Rimasto orfano di padre, Richard Wagner rimane solo con la madre che presto convola a seconde nozze con l’attore Ludwig Geyer. Quest’ultimo, affezionatosi al bambino, lo porta sempre con sé in teatro: il contatto assiduo con il mondo del palcoscenico lascerà nella mente del fanciullo un’impressione incancellabile. Dopo aver intrapreso in modo discontinuo gli studi musicali, nel 1830 Wagner si dedica seriamente a questa disciplina sotto la guida di Theodor Weinlig, alla Thomasschule di Lipsia.
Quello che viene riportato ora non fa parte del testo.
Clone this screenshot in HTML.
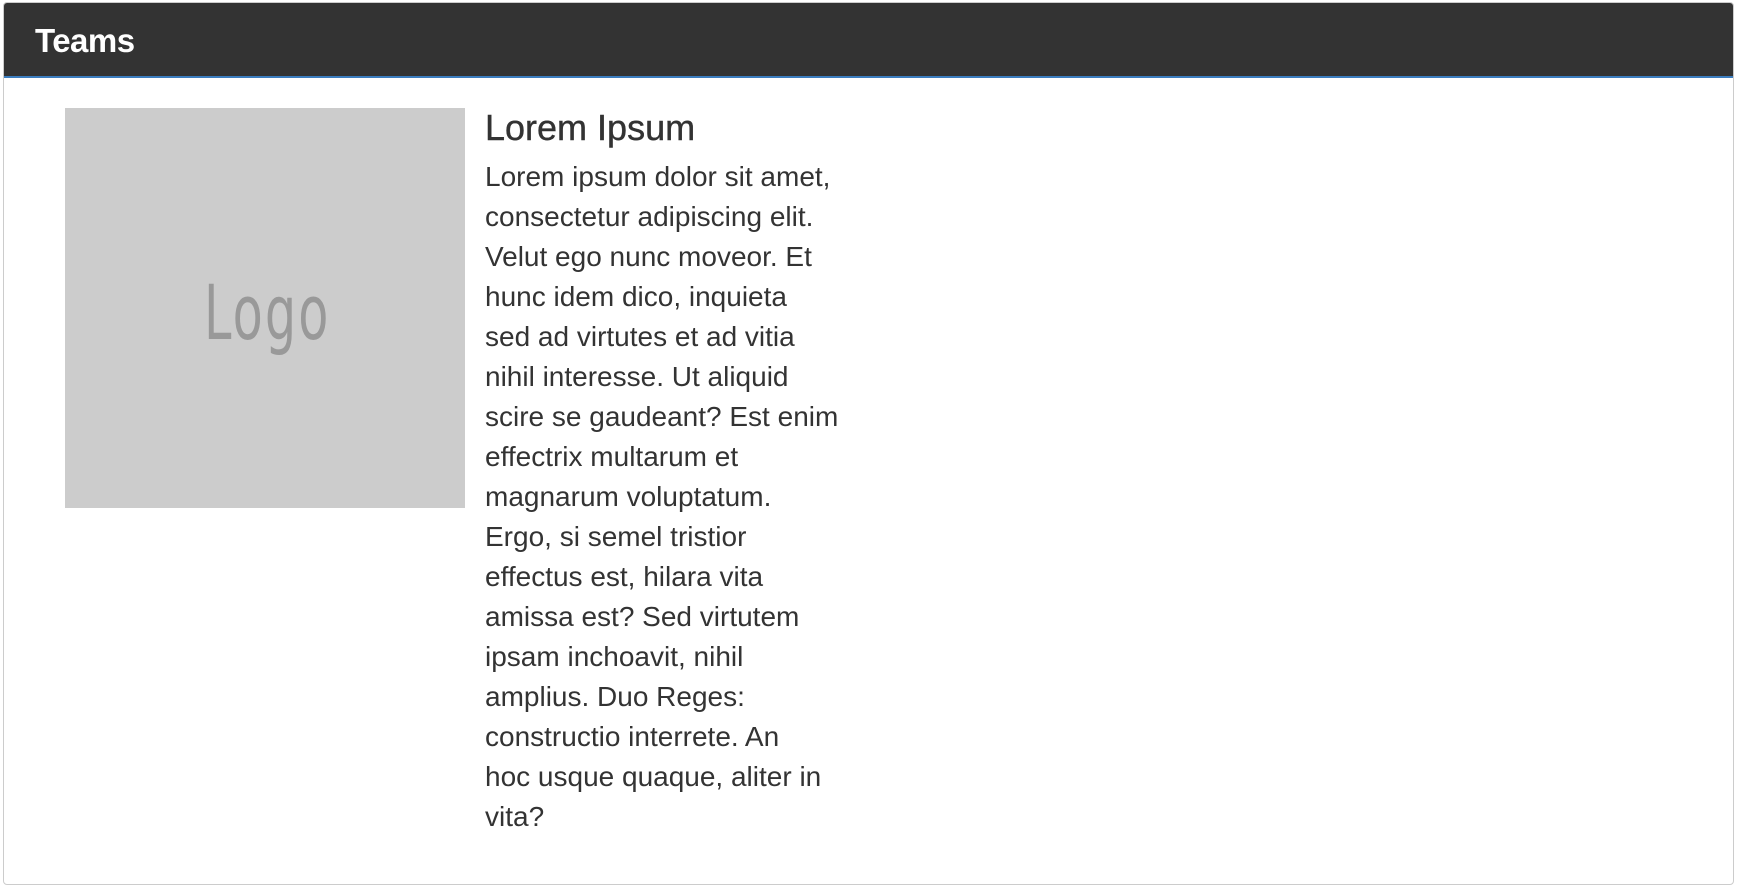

A Würzburg compone la sua prima opera Die Feen, dall’impianto melodico e armonico ancora poco definito, con forti influenze dello stile di Weber. Approdato a Parigi nel 1836 sposa la cantante Minna Planner. È in questo periodo che matura la decisione di scrivere i libretti dei propri drammi in piena autonomia, assecondando in questo modo la sua cognizione personale di teatro musicale. Richard Wagner si spegne il 13 febbraio 1883 a causa di un attacco cardiaco. La sua salma viene sepolta a Bayreuth vicino al suo teatro.
Liszt compone, sulla scia dell’intensa emozione, visionari e aforistici brani pianistici in memoria dell’amico scomparso (fra i quali il lugubre, annichilito, R.W.- Venezia).